Source excerpt:
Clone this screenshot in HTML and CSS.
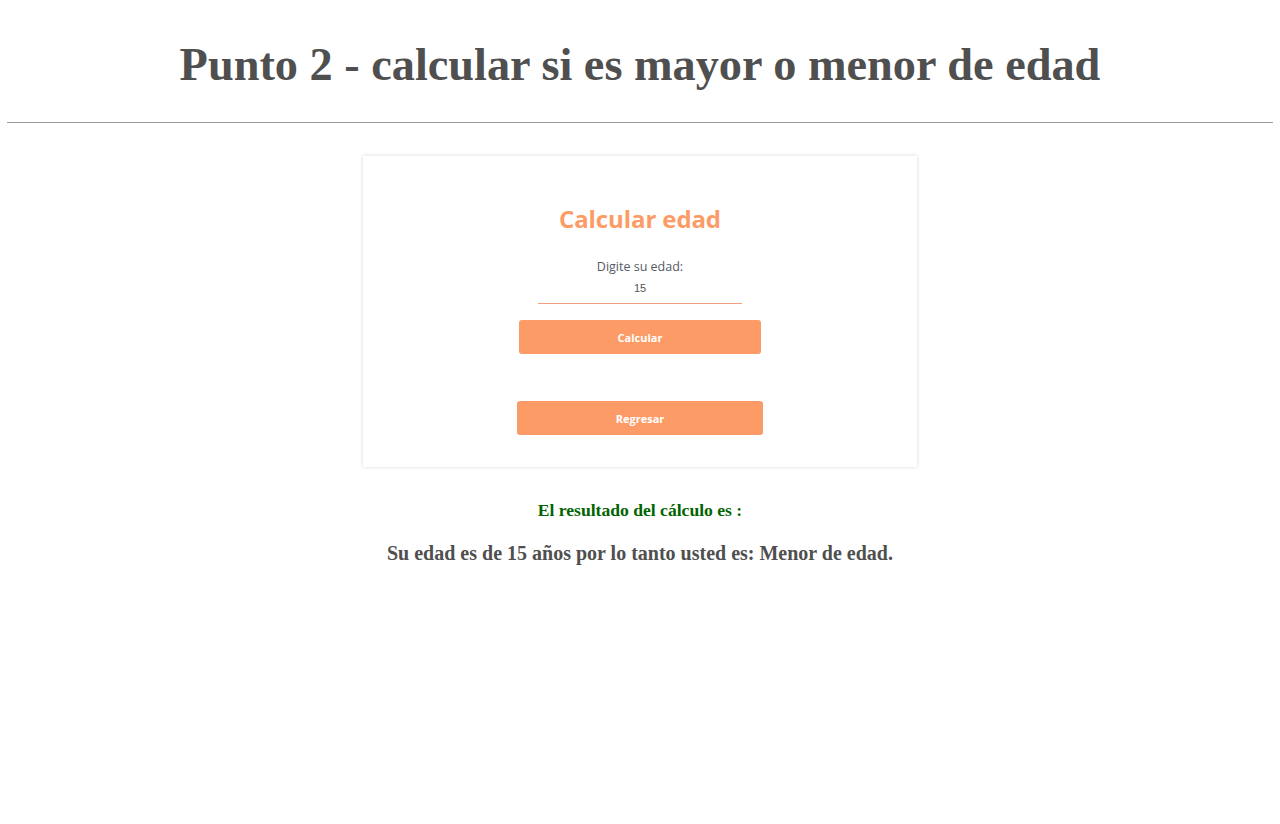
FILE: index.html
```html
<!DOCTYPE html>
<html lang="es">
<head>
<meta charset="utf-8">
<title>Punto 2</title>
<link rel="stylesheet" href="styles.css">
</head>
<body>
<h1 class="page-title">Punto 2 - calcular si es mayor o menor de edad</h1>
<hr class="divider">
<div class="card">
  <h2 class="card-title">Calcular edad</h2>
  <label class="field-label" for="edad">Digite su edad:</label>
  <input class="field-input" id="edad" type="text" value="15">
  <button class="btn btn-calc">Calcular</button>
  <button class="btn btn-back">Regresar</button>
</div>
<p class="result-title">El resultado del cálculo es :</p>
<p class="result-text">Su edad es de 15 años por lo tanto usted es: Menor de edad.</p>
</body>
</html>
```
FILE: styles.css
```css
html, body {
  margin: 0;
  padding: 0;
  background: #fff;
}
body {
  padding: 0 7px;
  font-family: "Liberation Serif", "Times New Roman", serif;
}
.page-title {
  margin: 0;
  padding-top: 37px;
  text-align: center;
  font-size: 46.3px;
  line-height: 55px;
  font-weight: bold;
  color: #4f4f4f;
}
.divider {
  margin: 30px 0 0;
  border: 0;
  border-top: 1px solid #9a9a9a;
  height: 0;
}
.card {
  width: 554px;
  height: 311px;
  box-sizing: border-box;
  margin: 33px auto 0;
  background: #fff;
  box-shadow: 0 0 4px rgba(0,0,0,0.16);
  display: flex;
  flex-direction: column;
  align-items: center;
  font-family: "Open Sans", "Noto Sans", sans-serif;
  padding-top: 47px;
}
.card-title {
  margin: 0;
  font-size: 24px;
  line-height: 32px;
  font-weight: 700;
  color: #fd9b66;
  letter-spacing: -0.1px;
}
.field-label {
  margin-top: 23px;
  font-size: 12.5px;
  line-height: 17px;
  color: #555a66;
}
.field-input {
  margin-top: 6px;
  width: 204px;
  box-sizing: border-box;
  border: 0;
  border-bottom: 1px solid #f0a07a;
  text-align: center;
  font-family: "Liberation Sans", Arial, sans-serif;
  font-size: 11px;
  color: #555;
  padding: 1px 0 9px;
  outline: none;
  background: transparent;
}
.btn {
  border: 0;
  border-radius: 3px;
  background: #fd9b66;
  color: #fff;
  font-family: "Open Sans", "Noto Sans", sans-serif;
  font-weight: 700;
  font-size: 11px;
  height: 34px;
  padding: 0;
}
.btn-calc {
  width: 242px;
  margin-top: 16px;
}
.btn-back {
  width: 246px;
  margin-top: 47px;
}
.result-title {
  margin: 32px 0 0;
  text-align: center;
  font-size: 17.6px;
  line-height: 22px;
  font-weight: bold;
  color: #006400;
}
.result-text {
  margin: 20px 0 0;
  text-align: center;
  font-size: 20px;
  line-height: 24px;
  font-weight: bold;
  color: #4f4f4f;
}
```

What you should do:
Repeat the material above in full and exactly, apart from the pictures.

Written reply:
Clone this screenshot in HTML and CSS.
FILE: index.html
```html
<!DOCTYPE html>
<html lang="es">
<head>
<meta charset="utf-8">
<title>Punto 2</title>
<link rel="stylesheet" href="styles.css">
</head>
<body>
<h1 class="page-title">Punto 2 - calcular si es mayor o menor de edad</h1>
<hr class="divider">
<div class="card">
  <h2 class="card-title">Calcular edad</h2>
  <label class="field-label" for="edad">Digite su edad:</label>
  <input class="field-input" id="edad" type="text" value="15">
  <button class="btn btn-calc">Calcular</button>
  <button class="btn btn-back">Regresar</button>
</div>
<p class="result-title">El resultado del cálculo es :</p>
<p class="result-text">Su edad es de 15 años por lo tanto usted es: Menor de edad.</p>
</body>
</html>
```
FILE: styles.css
```css
html, body {
  margin: 0;
  padding: 0;
  background: #fff;
}
body {
  padding: 0 7px;
  font-family: "Liberation Serif", "Times New Roman", serif;
}
.page-title {
  margin: 0;
  padding-top: 37px;
  text-align: center;
  font-size: 46.3px;
  line-height: 55px;
  font-weight: bold;
  color: #4f4f4f;
}
.divider {
  margin: 30px 0 0;
  border: 0;
  border-top: 1px solid #9a9a9a;
  height: 0;
}
.card {
  width: 554px;
  height: 311px;
  box-sizing: border-box;
  margin: 33px auto 0;
  background: #fff;
  box-shadow: 0 0 4px rgba(0,0,0,0.16);
  display: flex;
  flex-direction: column;
  align-items: center;
  font-family: "Open Sans", "Noto Sans", sans-serif;
  padding-top: 47px;
}
.card-title {
  margin: 0;
  font-size: 24px;
  line-height: 32px;
  font-weight: 700;
  color: #fd9b66;
  letter-spacing: -0.1px;
}
.field-label {
  margin-top: 23px;
  font-size: 12.5px;
  line-height: 17px;
  color: #555a66;
}
.field-input {
  margin-top: 6px;
  width: 204px;
  box-sizing: border-box;
  border: 0;
  border-bottom: 1px solid #f0a07a;
  text-align: center;
  font-family: "Liberation Sans", Arial, sans-serif;
  font-size: 11px;
  color: #555;
  padding: 1px 0 9px;
  outline: none;
  background: transparent;
}
.btn {
  border: 0;
  border-radius: 3px;
  background: #fd9b66;
  color: #fff;
  font-family: "Open Sans", "Noto Sans", sans-serif;
  font-weight: 700;
  font-size: 11px;
  height: 34px;
  padding: 0;
}
.btn-calc {
  width: 242px;
  margin-top: 16px;
}
.btn-back {
  width: 246px;
  margin-top: 47px;
}
.result-title {
  margin: 32px 0 0;
  text-align: center;
  font-size: 17.6px;
  line-height: 22px;
  font-weight: bold;
  color: #006400;
}
.result-text {
  margin: 20px 0 0;
  text-align: center;
  font-size: 20px;
  line-height: 24px;
  font-weight: bold;
  color: #4f4f4f;
}
```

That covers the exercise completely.